After taking us back in time to 1979, The Hood Internet dips their toe into the decade of big hair, Pac-Man and Rubik’s Cubes. As the 1980s kicked off, the transition to new wave and power pop is in full force, but disco isn’t quite ready to give up the fight.
Squirrel Monkey’s retro tech series Wonders of the World Wide Web rewinds back to the 1980s to imagine what it would have been like to store and share files on Dropbox, if it had existed back then. Remember when file names were limited to eight characters and an extension?
Mondo presents a limited edition one-time pressing of Elmer Bernstein’s original score from 1984’s Ghostbusters. The double album features awesome jacket and interior art by illustrator Paul Mann, and is pressed onto 180 Gram colored vinyl. Preorders start 10/2/19 on Mondotees.com.

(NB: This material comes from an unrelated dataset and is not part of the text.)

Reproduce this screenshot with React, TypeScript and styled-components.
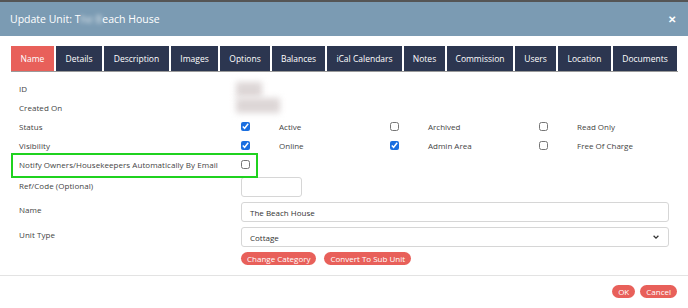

We love the retro ’80s looks of ION’s boombox, which pumps out big sounds from its dual full-range speakers. In addition to playing and recording cassette tapes, it can stream music via Bluetooth, and archive cassettes to a USB stick. Available now at Best Buy.
Burning Man, Lollapalooza, and Coachella owe their existence to a series of 1980s guerrilla punk rock events in the California desert. Stuart Swezey’s documentary combines interviews of punk and post-punk luminaries with performances by Sonic Youth, Minutemen, Meat Puppets, Perry Farrell, and more. Drops 9/13/19.
When you make games that are as whimsical in nature as Nintendo, you’re bound to have some weird moments over the years. Nintendo fan Shiromi edited together a reel of some of the wackiest things that have happened to Mario, Link, and Kid Icarus and others over the years. Man, the 1990s were a strange time.
Celebrate the sounds of the 1980s every time you sit down to eat lunch, with Toynk’s playful tin lunchbox that looks like a squatty little boombox. It’s got lots of neat little details, like embossed speaker grilles, VU meters, and faux inputs on the side. We suggest keeping a small Bluetooth speaker inside for added effect.
Back in 1986, the iconic “digital” character Max Headroom (actor Matt Frewer) would interview various celebs on his short-lived talk show. In this classic gem, he spoke with actor Rutger Hauer, who was at the peak of his career after memorable roles in Blade Runner and Ladyhawke.
(Spoilers, Gore) Stranger Things creators Ross and Matt Duffer sat down with Wired to walk through some of the many references to 1980s science fiction, horror, and adventure movies peppered throughout the series. While some, like E.T. and Alien, are obvious, others, like Altered States are a little more subtly integrated.
If you grew up in the ’70s or ’80s, there’s not much more iconic than the box art from classic Atari games. Authors Robert V. Conte and Tim Lapetino explore the history of videogaming’s great forefather, and the artists and creative process behind these now classic works.
It’s been 40 years since the Sony Walkman first came on the scene, and since been supplanted by CDs, MP3s, and streaming. But if you’re craving that old cassette tape sound, NINM Lab’s portable player/recorder has Bluetooth 5.0, so you can wirelessly send its sounds to a speaker or headphones. Sadly it’s not stereo.
Musicians Jack Hues and Nick Feldman, better known as Wang Chung teamed up with the Prague Philharmonic Orchestra to record new, symphonic versions of their biggest hit songs, and we think they sound even better than the originals. They even shot new music videos for Everybody Have Fun Tonight and Dance Hall Days.
Techmoan dug up another relic of unusual tech from the 1980s, a boombox from Japanese electronics company National that sported not one or two tape decks, but three. It’s basically the “this one goes to 11” of cassette players. Also, once he cracked it open to perform some repairs, he discovered a mechanical nightmare.